Like I don't begrudge them £1.50 for using the Datford bridge/tunnel, what annoys me is the ten minute wait each time. The time cost of those ten minutes is as much as the tax, if you include wasted petrol and lorry driver's wages. And one golden rule of taxes is that the collection costs are kept to a bare minimum of revenues (less than 1% is good, less than 0.5% is better).

If we really could have some elegant sat nav type system that charged you automatically that was cheap to install (and yes, that might be the case in five or ten years time), and there were no worries about 'spy in the sky' stuff*, then I'd be all in favour.

* I'm not fussed, I use an Oyster card on London transport so in theory the computer knows exactly what journeys I've made and when, so what?

Kj said...

Kj, like I said, tolling is fine in principle, the same as car parking charges, but it is very difficult in practice.

And one golden rule of taxes is that the collection costs are kept to a bare minimum of revenues (less than 1% is good, less than 0.5% is better).

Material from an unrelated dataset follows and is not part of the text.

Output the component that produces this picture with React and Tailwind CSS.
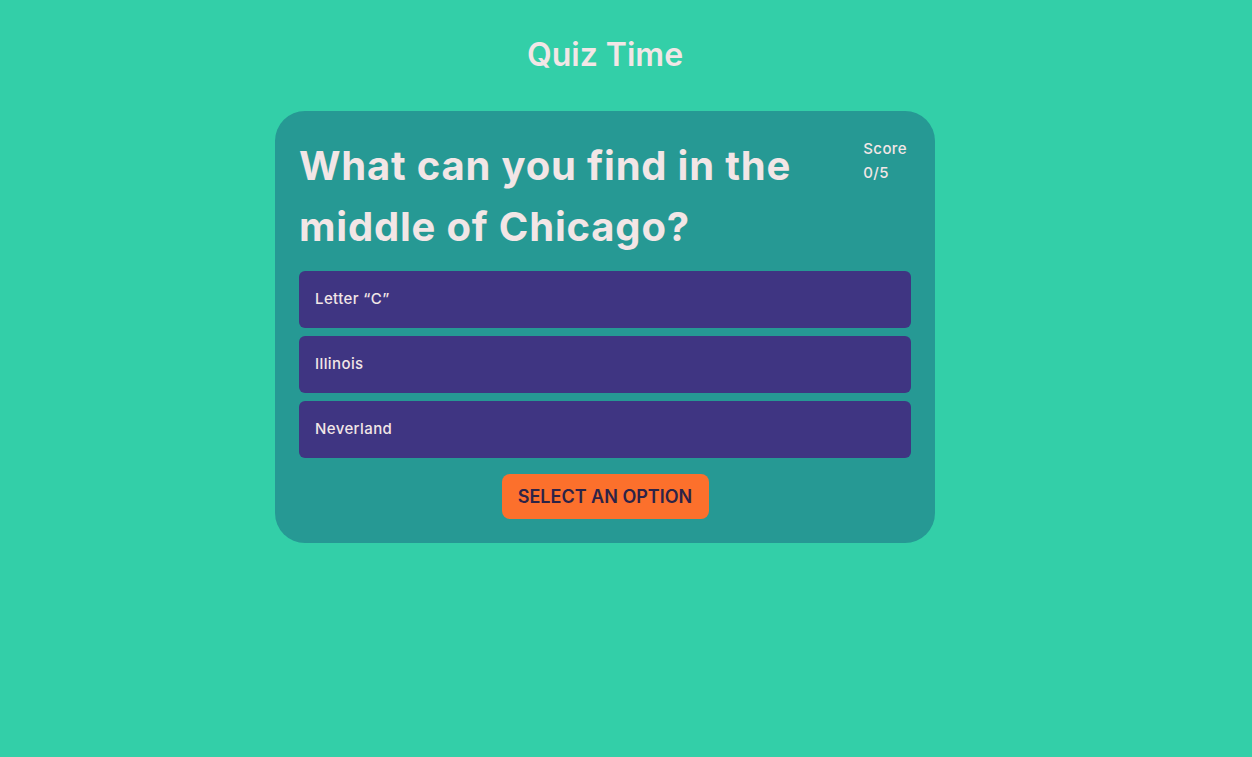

Yeah I remember, but first of all, car-parking charges are a must, collection costs nonwithstanding. In central locations, it's either parking charges (on public streets), or handing over business and rents to private parking providers. As for tolls, most of the tolling systems I've managed to get the figures off run in the 20-35% range in collection costs. Still, spending a quarter on collection costs may still be worth it. As theorised in the article, giving people a choice of a fastlane may just be a net benefit for all drivers, and if the toll revenue pays for the extra capacity itself, capital cost/running costs/toll collection costs included, then what's the problem?

Like I don't begrudge them £1.50 for using the Datford bridge/tunnel, what annoys me is the ten minute wait each time. The time cost of those ten minutes is as much as the tax, if you include wasted petrol and lorry driver's wages.

True, and as you say, most likely this will improve, and those who value their time can make a choice, both about the economics of it all, and their loss of privacy.